Their physical appearance must also conform to a set of traditional guidelines, namely: black or blue eyes, hair with right-turning curls, cow-like eye lashes, sparrow-like voices, deer-like thighs, and more. In total, the girl chosen to be the next goddess has 32 criteria they must meet. These days, the examination is little more than a doctor’s wellness check every child gets anyway for their health.
Besides health, physical appearance, and horoscopes, the Kumari potential must show she is brave and calm in the face of potentially frightening things. In the dark center of the Taleju Temple in Kalrati, the girl is presented with cut off goat and buffalo heads. These symbols of old Dasain sacrifices are used to prove that the new Kumari is imbued with the calm bravery of Durga, a particularly fierce goddess. If she passes, she undergoes a secret ritual in which the spirit of Taleju is said to take over her body.
The young girl who becomes the next Kumari ceases to live her everyday life at this point. Instead, she is sequesterd in the Kumari Bahal temple, waited on by servants, bathed and dressed every day in ceremonial garb, and adorned with kohl makeup and a third eye chakra design. The red outfit is quite elaborate and beautiful and includes ritualistic jewelry and accessories as well.
Once the living goddess is in place in the temple, she undertakes important religious traditions. The Taleju high priest comes every day to worship the goddess. Also, members of the public who follow her do Kumari puja at an audience with her. This ritual is for improved luck and financial wealth. Other people that come to worship her regular include government officials and women struggling with children, fertility, or menstrual issues. How the Kumari acts during one of these puja times foretells the future of Nepal. Restlessness or even fidgeting may indicate negative things to come.
Other duties include appearing for short intervals in a window so people can see and worship her, attending festivals outside the temple walls, and being pulled through the streets in a chariot for the three-day Kumari Jatra festival.

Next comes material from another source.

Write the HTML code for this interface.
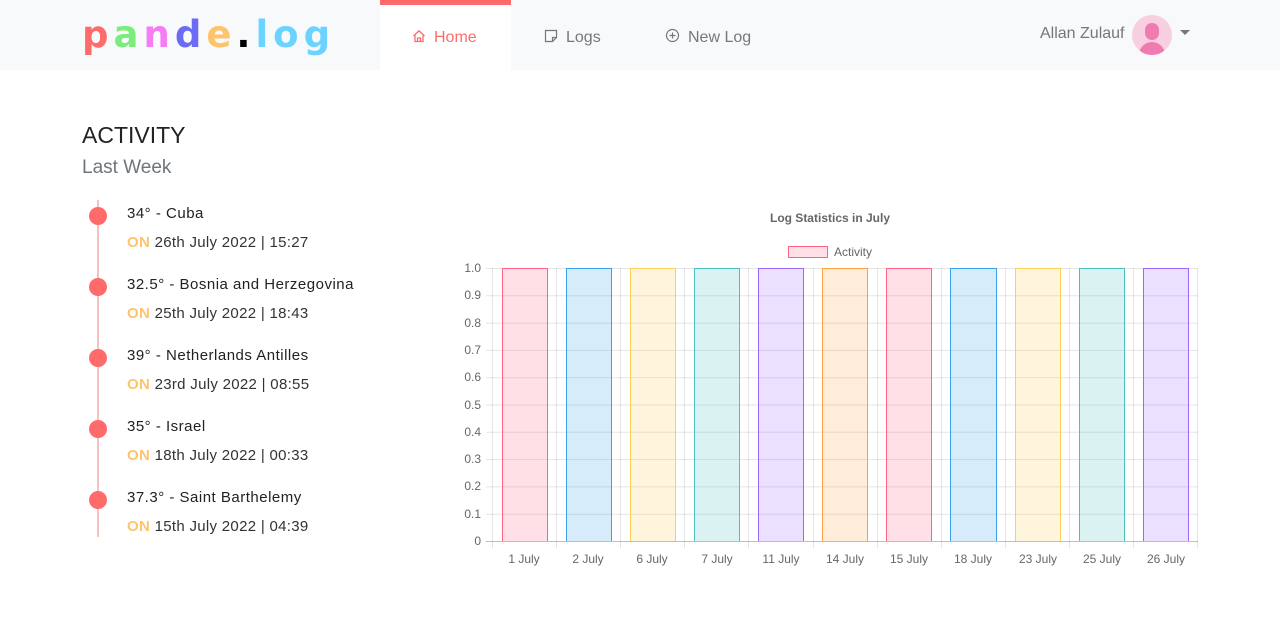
<!DOCTYPE html>
<html><head><meta charset="utf-8"><style>
*{margin:0;padding:0;box-sizing:border-box}
body{width:1280px;height:618px;background:#fff;font-family:"Liberation Sans",sans-serif;position:relative;overflow:hidden}
.nav{position:absolute;left:0;top:0;width:1280px;height:70px;background:#f8f9fb}
.logo{position:absolute;left:82px;top:13px;font-family:"DejaVu Sans",sans-serif;font-weight:bold;font-size:37px;letter-spacing:5px}
.tab{position:absolute;top:0;height:70px;font-size:16px;color:#777;line-height:76px}
.home{left:380px;width:131px;background:#fff;border-top:5px solid #ff6b6b;color:#ff6b6b;line-height:66px;padding-left:32px}
.user{position:absolute;left:1040px;top:25px;font-size:16px;color:#777}
.av{position:absolute;left:1132px;top:15px;width:40px;height:40px;border-radius:50%;background:#f8cfe0;overflow:hidden}
.h1{position:absolute;left:82px;top:122px;font-size:23px;color:#222}
.h2{position:absolute;left:82px;top:157px;font-size:19px;color:#6c757d}
.line{position:absolute;left:97px;top:200px;width:2px;height:337px;background:#f4c0c0}
.dot{position:absolute;left:89px;width:18px;height:18px;border-radius:50%;background:#ff6b6b}
.t{position:absolute;left:127px;font-size:15px;color:#222;letter-spacing:.5px}
.d{position:absolute;left:127px;font-size:15px;color:#333;letter-spacing:.3px}
.d b{color:#ffc46b}
</style></head><body>
<div class="nav">
<div class="logo"><span style="color:#ff6b6b">p</span><span style="color:#7bed7b">a</span><span style="color:#f57cf5">n</span><span style="color:#6b6bf5">d</span><span style="color:#ffc46b">e</span><span style="color:#000">.</span><span style="color:#6bd3ff">log</span></div>
<div class="tab home"><svg width="14" height="14" viewBox="0 0 14 14" style="vertical-align:-1px;margin-right:8px"><path d="M1.5 7L7 1.8 12.5 7M3 5.8V12.5H11V5.8M5.5 12.5V9H8.5V12.5" fill="none" stroke="#ff6b6b" stroke-width="1.3"/></svg>Home</div>
<div class="tab" style="left:544px"><svg width="14" height="14" viewBox="0 0 14 14" style="vertical-align:-1px;margin-right:8px"><path d="M1.5 1.5H12.5V8.5L8.5 12.5H1.5ZM12.5 8.5H8.5V12.5" fill="none" stroke="#777" stroke-width="1.2"/></svg>Logs</div>
<div class="tab" style="left:665px"><svg width="15" height="15" viewBox="0 0 15 15" style="vertical-align:-1px;margin-right:8px"><circle cx="7.5" cy="7.5" r="6" fill="none" stroke="#777" stroke-width="1.2"/><path d="M7.5 4.5V10.5M4.5 7.5H10.5" stroke="#777" stroke-width="1.2"/></svg>New Log</div>
<div class="user">Allan Zulauf</div>
<div class="av"><div style="position:absolute;left:13px;top:8px;width:14px;height:17px;border-radius:7px;background:#ef7bb0"></div><div style="position:absolute;left:7px;top:27px;width:26px;height:20px;border-radius:13px 13px 0 0;background:#ef7bb0"></div></div>
<div style="position:absolute;left:1180px;top:30px;border-left:5px solid transparent;border-right:5px solid transparent;border-top:5px solid #777"></div>
</div>
<div class="h1">ACTIVITY</div>
<div class="h2">Last Week</div>
<div class="line"></div>
<div class="dot" style="top:207px"></div><div class="t" style="top:205px">34° - Cuba</div><div class="d" style="top:234px"><b>ON</b> 26th July 2022 | 15:27</div>
<div class="dot" style="top:278px"></div><div class="t" style="top:276px">32.5° - Bosnia and Herzegovina</div><div class="d" style="top:305px"><b>ON</b> 25th July 2022 | 18:43</div>
<div class="dot" style="top:349px"></div><div class="t" style="top:347px">39° - Netherlands Antilles</div><div class="d" style="top:376px"><b>ON</b> 23rd July 2022 | 08:55</div>
<div class="dot" style="top:420px"></div><div class="t" style="top:418px">35° - Israel</div><div class="d" style="top:447px"><b>ON</b> 18th July 2022 | 00:33</div>
<div class="dot" style="top:491px"></div><div class="t" style="top:489px">37.3° - Saint Barthelemy</div><div class="d" style="top:518px"><b>ON</b> 15th July 2022 | 04:39</div>
<svg style="position:absolute;left:0;top:0" width="1280" height="618" font-family="Liberation Sans,sans-serif" font-size="12" fill="#666">
<text x="830" y="222" text-anchor="middle" font-weight="bold" font-size="12">Log Statistics in July</text>
<rect x="788.5" y="246.5" width="39" height="11" fill="rgba(255,99,132,0.2)" stroke="rgb(255,99,132)"/>
<text x="834" y="256">Activity</text>
<g stroke="rgba(0,0,0,0.1)" stroke-width="1">
<path d="M486 268.5H1198M486 295.8H1198M486 323.1H1198M486 350.4H1198M486 377.7H1198M486 405H1198M486 432.3H1198M486 459.6H1198M486 486.9H1198M486 514.2H1198"/>
<path d="M492.5 268V548M556.5 268V548M620.5 268V548M684.5 268V548M748.5 268V548M813.5 268V548M877.5 268V548M941.5 268V548M1005.5 268V548M1069.5 268V548M1133.5 268V548M1197.5 268V548"/>
</g>
<path d="M486 541.5H1198" stroke="rgba(0,0,0,0.25)"/>
<g stroke-width="1">
<path d="M502.5 541V268.5H547.5V541" fill="rgba(255,99,132,0.2)" stroke="rgb(255,99,132)"/>
<path d="M566.5 541V268.5H611.5V541" fill="rgba(54,162,235,0.2)" stroke="rgb(54,162,235)"/>
<path d="M630.5 541V268.5H675.5V541" fill="rgba(255,206,86,0.2)" stroke="rgb(255,206,86)"/>
<path d="M694.5 541V268.5H739.5V541" fill="rgba(75,192,192,0.2)" stroke="rgb(75,192,192)"/>
<path d="M758.5 541V268.5H803.5V541" fill="rgba(153,102,255,0.2)" stroke="rgb(153,102,255)"/>
<path d="M822.5 541V268.5H867.5V541" fill="rgba(255,159,64,0.2)" stroke="rgb(255,159,64)"/>
<path d="M886.5 541V268.5H931.5V541" fill="rgba(255,99,132,0.2)" stroke="rgb(255,99,132)"/>
<path d="M950.5 541V268.5H996.5V541" fill="rgba(54,162,235,0.2)" stroke="rgb(54,162,235)"/>
<path d="M1015.5 541V268.5H1060.5V541" fill="rgba(255,206,86,0.2)" stroke="rgb(255,206,86)"/>
<path d="M1079.5 541V268.5H1124.5V541" fill="rgba(75,192,192,0.2)" stroke="rgb(75,192,192)"/>
<path d="M1143.5 541V268.5H1188.5V541" fill="rgba(153,102,255,0.2)" stroke="rgb(153,102,255)"/>
</g>
<g text-anchor="end">
<text x="481" y="272">1.0</text><text x="481" y="299">0.9</text><text x="481" y="327">0.8</text><text x="481" y="354">0.7</text><text x="481" y="381">0.6</text><text x="481" y="409">0.5</text><text x="481" y="436">0.4</text><text x="481" y="463">0.3</text><text x="481" y="490">0.2</text><text x="481" y="518">0.1</text><text x="481" y="545">0</text>
</g>
<g text-anchor="middle">
<text x="524" y="563">1 July</text><text x="588" y="563">2 July</text><text x="652" y="563">6 July</text><text x="717" y="563">7 July</text><text x="781" y="563">11 July</text><text x="845" y="563">14 July</text><text x="909" y="563">15 July</text><text x="973" y="563">18 July</text><text x="1038" y="563">23 July</text><text x="1102" y="563">25 July</text><text x="1166" y="563">26 July</text>
</g>
</svg>
</body></html>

Whenever she leaves the temple, she is carried aloft because the goddess’s feet must never touch the earth. This gives people in other areas of Kathmandu the opportunity to see and worship the goddess. The Kumari also bestows blessings on them from her conveyance pulled by strong men.
Although the Kumari’s official responsibilities are vitally important to the area, she still has time to lead a mostly normal life. Temple cooks bring her good food, she attends lessons within the temple, and gets to play with her attendants’ children. It is considered a great honor to be chosen as the next Kumari, but it does not last more than several years. As soon as the girl begins menstruating or bleeds from a wound, she is retired and replaced. This is due to the belief that the goddess Taleju leaves the body through the blood.
Problems occasionally arise when this transfer is supposed to occur. A Kumari put in place in 1950s Patan remained as the goddess until the 1990s. Her insistence that she never menstruated or sustained any bleeding injury was finally challenged by the temple priests. By that time she was in her mid-forties and much too large for the chariot and other seating and conveyances the Kumari usually used. Upon examination, the priests identified a potential source of blood: a tiny scratch long healed. Amid arguments and dissatisfaction, the priests retired the woman and found a new Kumari child. Many supporters of the former living goddess remained steadfast in their assertion that she, and only she, was the embodiment of the goddess Taleju. They visit the woman’s house in Haka Bahal rather than go to the traditional temple.
Regularly retired Kumaris rejoin society amid honors, but not without some difficulty. Their educational level is on par with their peers, but social issues sometimes occur. The temple provides the girls with their dowry for future marriage. Tradition states, however, that marrying a former living goddess brings bad luck and early death. Fortunately for the men who have married all the former Kumaris, this legend appears quite false. None have died at a young age or found exceptionally poor luck.
The Kumari cult spreads beyond the borders of Kathmandu. Other Kumaris exist in Bhaktapur and Patan, though the Kathmandu one is generally held as more important.